An alarming number of U.S. millennials and Gen Zs believe Jews caused the Holocaust

redtea/iStock Unreleased/Getty Images
Originally Published: 

One of the most frequent refrains to come out of the post-Holocaust era is to "never forget" the atrocities committed by Nazi Germany. The mantra serves as both a promise to enshrine the memories of those murdered in the concentration camps and by Nazi death-squads, as well as a vow to see that such horrors don't happen again.

But according to a new survey, a staggering number of millennials and members of Gen Z are seemingly ignorant of what made the Holocaust such a significant abomination in modern history — or that it even took place at all.

The U.S. Millennial Holocaust Knowledge and Awareness Survey, a groundbreaking study conducted across all 50 states by the Conference on Jewish Material Claims Against Germany, found that a sizeable majority (63%) of respondents aged 18-39 were unaware that 6 million Jews were murdered during the Holocaust, while more than a third believed the number to be fewer than 2 million. Moreover, nearly half of respondents couldn't name a single Nazi concentration camp, while just 56% were familiar with Auschwitz — a camp where as many as 1.1 million people died. (The next most recognized concentration camp, Dachau, was identified by only 6% of respondents).

Perhaps most alarming of all is the finding that more than 10% of millennials and zoomers believe that Jews themselves caused the Holocaust — a figure possibly linked to the nearly half of respondents who claimed to have personally witnessed Holocaust denial or distortion online. For example, in April, the anti-extremist Institute for Strategic Dialogue concluded that Facebook's proprietary search algorithm "actively promotes" Holocaust denial content across the platform.

"Not only was their overall lack of Holocaust knowledge troubling, but combined with the number of millennials and Gen Z who have seen Holocaust denial on social media, it is clear that we must fight this distortion of history and do all we can to ensure that the social media giants stop allowing this harmful content on their platforms," Claims Conference Vice President Greg Schneider said in a press release accompanying the publication of the survey. "Survivors lost their families, friends, homes, and communities; we cannot deny their history."

Earlier this year, the Pew Research Center released its own study of Holocaust knowledge and attitudes among American adults, finding that while an overwhelming majority understood the connection between the Holocaust and Nazi Germany's planned persecution and eventual execution of European Jewry, far fewer were able to correctly identify more specific data points — such as number of Jews killed and key terminology — on the subject.

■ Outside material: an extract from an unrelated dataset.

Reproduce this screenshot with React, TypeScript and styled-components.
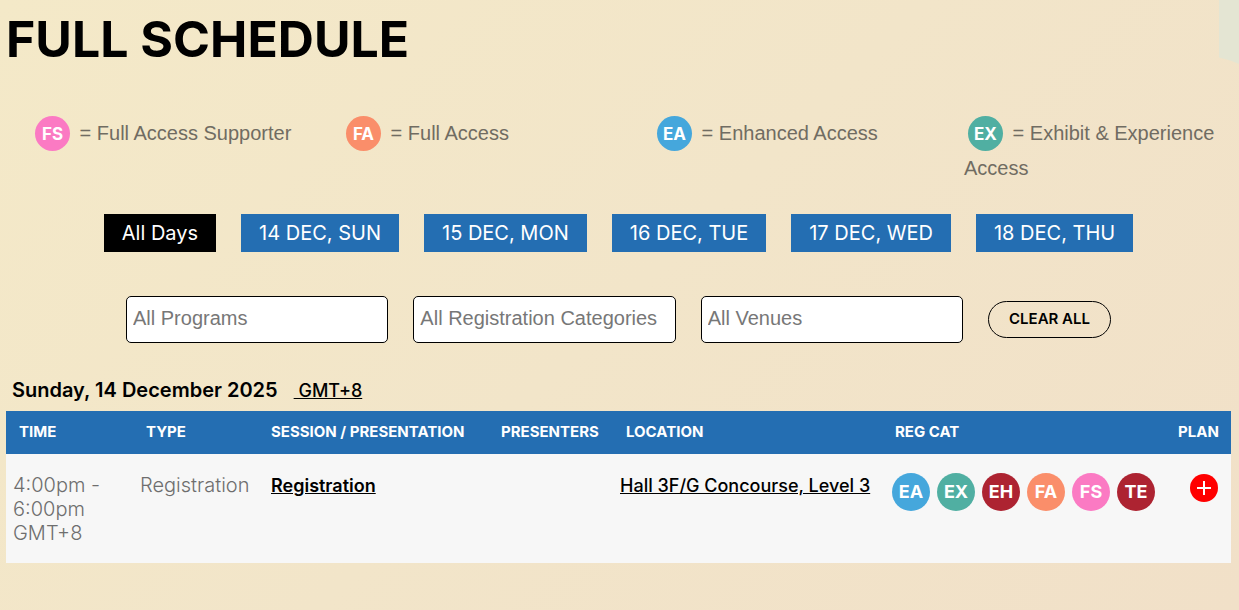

"The results are both shocking and saddening and they underscore why we must act now while Holocaust survivors are still with us to voice their stories," Claims Conference President Gideon Taylor said in the press release. "We need to understand why we aren’t doing better in educating a younger generation about the Holocaust and the lessons of the past. This needs to serve as a wake-up call to us all, and as a road map of where government officials need to act."